The saddest thing about the DLC isn't that there aren't any Warzone bots, it's why there aren't any. When you take it at face value, you think "but it's a portable device, bots completing objectives must be hard to program." You might be right. However, the bots do, actually, complete all those objectives in the other modes. Kill confirmed? They collect tags every now and then. Hacker mode? They love those VAN-Guard capsules enough to kill each other over. Interrogator? They even have the mental capacity to shoot your legs to disable you instead of kill you and proceed to beating the information out of you. Bodycount? We know they're pretty trigger happy and good shots. So why their skills couldn't translate into Warzone is a real headscratcher.

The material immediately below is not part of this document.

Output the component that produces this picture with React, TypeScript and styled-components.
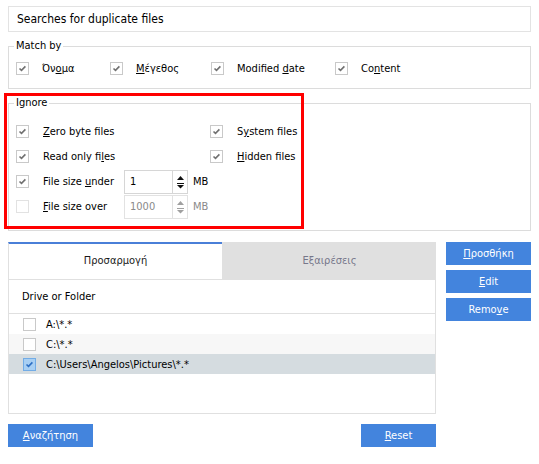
import React from 'react';
import styled, { createGlobalStyle } from 'styled-components';

const FONT = `"DejaVu Sans Condensed", Tahoma, "DejaVu Sans", sans-serif`;

const Global = createGlobalStyle`
  html, body { margin: 0; padding: 0; background: #fff; }
  body { font-family: ${FONT}; font-size: 11px; color: #000; }
  * { box-sizing: border-box; }
`;

const Page = styled.div`
  width: 539px;
  height: 464px;
  padding: 6px 8px 0 8px;
  display: flex;
  flex-direction: column;
`;

const TitleBox = styled.div`
  height: 26px;
  flex: none;
  border: 1px solid #e3e3e3;
  display: flex;
  align-items: center;
  padding-left: 8px;
  font-size: 12px;
`;

const Group = styled.div<{ $h: number }>`
  position: relative;
  flex: none;
  margin-top: 14px;
  height: ${p => p.$h}px;
  border: 1px solid #dcdcdc;
  padding: 15px 0 0 7px;
`;

const Legend = styled.span`
  position: absolute;
  top: -8px;
  left: 5px;
  background: #fff;
  padding: 0 2px;
  line-height: 14px;
`;

const MatchGrid = styled.div`
  display: grid;
  grid-template-columns: 94px 101px 124px auto;
`;

const IgnoreGrid = styled.div`
  display: grid;
  grid-template-columns: 194px auto;
  grid-auto-rows: 25px;
`;

const Item = styled.div`
  display: flex;
  align-items: center;
  gap: 13px;
  height: 13px;
`;

const Row = styled.div`
  display: flex;
  align-items: center;
  gap: 14px;
`;

const Label = styled.span<{ $w?: number }>`
  ${p => (p.$w ? `width: ${p.$w}px;` : '')}
  white-space: nowrap;
`;

const Box = styled.span<{ $blue?: boolean; $dis?: boolean }>`
  width: 13px;
  height: 13px;
  flex: none;
  display: inline-flex;
  align-items: center;
  justify-content: center;
  border: 1px solid ${p => (p.$blue ? '#72ace6' : p.$dis ? '#e2e2e2' : '#c9c9c9')};
  background: ${p => (p.$blue ? '#a8cff3' : '#fff')};
`;

const Red = styled.div`
  position: absolute;
  left: -5px;
  top: -11px;
  width: 300px;
  height: 136px;
  border: 3px solid #ff0000;
  pointer-events: none;
`;

const Spin = styled.div<{ $dis?: boolean }>`
  width: 64px;
  height: 24px;
  border: 1px solid ${p => (p.$dis ? '#e2e2e2' : '#d6d6d6')};
  display: flex;
  color: ${p => (p.$dis ? '#8a8a8a' : '#000')};
`;

const SpinText = styled.div`
  flex: 1;
  padding: 4px 0 0 5px;
`;

const SpinArrows = styled.div<{ $dis?: boolean }>`
  width: 15px;
  border-left: 1px solid ${p => (p.$dis ? '#e2e2e2' : '#d6d6d6')};
  display: flex;
  align-items: center;
  justify-content: center;
`;

const Unit = styled.span<{ $dis?: boolean }>`
  margin-left: 5px;
  color: ${p => (p.$dis ? '#8a8a8a' : '#000')};
`;

const Inline = styled.div`
  display: flex;
  align-items: center;
`;

const Bottom = styled.div`
  margin-top: 11px;
  display: flex;
  gap: 10px;
`;

const Panel = styled.div`
  width: 428px;
  height: 172px;
  border: 1px solid #e0e0e0;
  border-top: none;
  display: flex;
  flex-direction: column;
`;

const Tabs = styled.div`
  display: grid;
  grid-template-columns: 1fr 1fr;
  height: 38px;
  margin: 0 -1px;
  border-bottom: 1px solid #e0e0e0;
`;

const Tab = styled.div<{ $active?: boolean }>`
  display: flex;
  align-items: center;
  justify-content: center;
  background: ${p => (p.$active ? '#fff' : '#e0e0e0')};
  border-top: 2px solid ${p => (p.$active ? '#4a7fd8' : '#e0e0e0')};
  border-left: 1px solid #e0e0e0;
  color: ${p => (p.$active ? '#1a1a1a' : '#77778a')};
  padding-bottom: 2px;
`;

const Header = styled.div`
  height: 34px;
  display: flex;
  align-items: center;
  padding-left: 13px;
  border-bottom: 1px solid #e0e0e0;
`;

const ListRow = styled.div<{ $bg: string }>`
  height: 20px;
  display: flex;
  align-items: center;
  gap: 10px;
  padding-left: 14px;
  background: ${p => p.$bg};
`;

const Side = styled.div`
  width: 85px;
  display: flex;
  flex-direction: column;
  gap: 5px;
`;

const Btn = styled.button<{ $w?: number }>`
  width: ${p => (p.$w ? `${p.$w}px` : '100%')};
  height: 23px;
  border: none;
  background: #4384dd;
  color: #fff;
  font-family: ${FONT};
  font-size: 11px;
  padding: 0;
`;

const Footer = styled.div`
  width: 428px;
  margin-top: 10px;
  display: flex;
  justify-content: space-between;
`;

const Check = ({ checked = true, blue = false, dis = false }: { checked?: boolean; blue?: boolean; dis?: boolean }) => (
  <Box $blue={blue} $dis={dis}>
    {checked && (
      <svg width="11" height="11" viewBox="0 0 11 11">
        <path d="M2.5 5.5 L4.5 7.4 L8.4 3.4" fill="none" stroke={blue ? '#2d6fc4' : '#707070'} strokeWidth="1.6" />
      </svg>
    )}
  </Box>
);

const Arrows = ({ dis }: { dis?: boolean }) => {
  const c = dis ? '#a0a0a0' : '#111';
  return (
    <svg width="9" height="18" viewBox="0 0 9 18">
      <path d="M1 7 L4.5 3 L8 7 Z" fill={c} />
      <rect x="1" y="10" width="7" height="1" fill={c} />
      <path d="M1 12 L8 12 L4.5 15.5 Z" fill={c} />
    </svg>
  );
};

export default function App() {
  return (
    <>
      <Global />
      <Page>
        <TitleBox>Searches for duplicate files</TitleBox>

        <Group $h={43}>
          <Legend>Match by</Legend>
          <MatchGrid>
            <Item><Check /><Label>Όν<u>ο</u>μα</Label></Item>
            <Item><Check /><Label><u>Μ</u>έγεθος</Label></Item>
            <Item><Check /><Label>Modified <u>d</u>ate</Label></Item>
            <Item><Check /><Label>Co<u>n</u>tent</Label></Item>
          </MatchGrid>
        </Group>

        <Group $h={128}>
          <Legend>Ignore</Legend>
          <Red />
          <IgnoreGrid>
            <Row><Check /><Label><u>Z</u>ero byte files</Label></Row>
            <Row><Check /><Label>S<u>y</u>stem files</Label></Row>
            <Row><Check /><Label>Read only fi<u>l</u>es</Label></Row>
            <Row><Check /><Label><u>H</u>idden files</Label></Row>
            <Row>
              <Check />
              <Inline>
                <Label $w={81}>File size <u>u</u>nder</Label>
                <Spin><SpinText>1</SpinText><SpinArrows><Arrows /></SpinArrows></Spin>
                <Unit>MB</Unit>
              </Inline>
            </Row>
            <div />
            <Row>
              <Check checked={false} dis />
              <Inline>
                <Label $w={81}><u>F</u>ile size over</Label>
                <Spin $dis><SpinText>1000</SpinText><SpinArrows $dis><Arrows dis /></SpinArrows></Spin>
                <Unit $dis>MB</Unit>
              </Inline>
            </Row>
          </IgnoreGrid>
        </Group>

        <Bottom>
          <Panel>
            <Tabs>
              <Tab $active>Προσαρμογή</Tab>
              <Tab>Εξαιρέσεις</Tab>
            </Tabs>
            <Header>Drive or Folder</Header>
            <ListRow $bg="#fff"><Check checked={false} /><span>A:\*.*</span></ListRow>
            <ListRow $bg="#f7f7f7"><Check checked={false} /><span>C:\*.*</span></ListRow>
            <ListRow $bg="#d5dce0"><Check blue /><span>C:\Users\Angelos\Pictures\*.*</span></ListRow>
          </Panel>
          <Side>
            <Btn><u>Π</u>ροσθήκη</Btn>
            <Btn><u>E</u>dit</Btn>
            <Btn>Remo<u>v</u>e</Btn>
          </Side>
        </Bottom>

        <Footer>
          <Btn $w={85}><u>Α</u>ναζήτηση</Btn>
          <Btn $w={75}><u>R</u>eset</Btn>
        </Footer>
      </Page>
    </>
  );
}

There's no word from Guerilla Cambridge that this would get fixed, and in fact, they even stated months in advance that they'd be exclusively designed for Mercenary (Free-For-All) and Guerilla Warfare (Team Deathmatch) modes, so don't hold your breath.
Since the update I have only been playing Botzone, so I can't vouch for the rest of the game, but as for Botzone, I found that there had been some occasional FPS drops during gameplay, down to as little as 10 FPS whereas before the game used to run at a perfect 30. They're very short, and very occasional, so I don't think that it should be very problematic, nor am I certain this occurs outside Botzone, but nonetheless, you should know about it before going in.
If you're like me, and never spend your time with a Vita when you have an internet connection (and also own Killzone: Mercenary) then I urge you to pick up Botzone right now. You will not be disappointed.
If you spend most of your time in Killzone: Mercenary online, well, probably get it anyway. The Vita is a portable device and should be treated as such. You never know when you'll find yourself in a long line at a fast food restaurant. At $2.49, it's not too pricey given what it offers in the long run.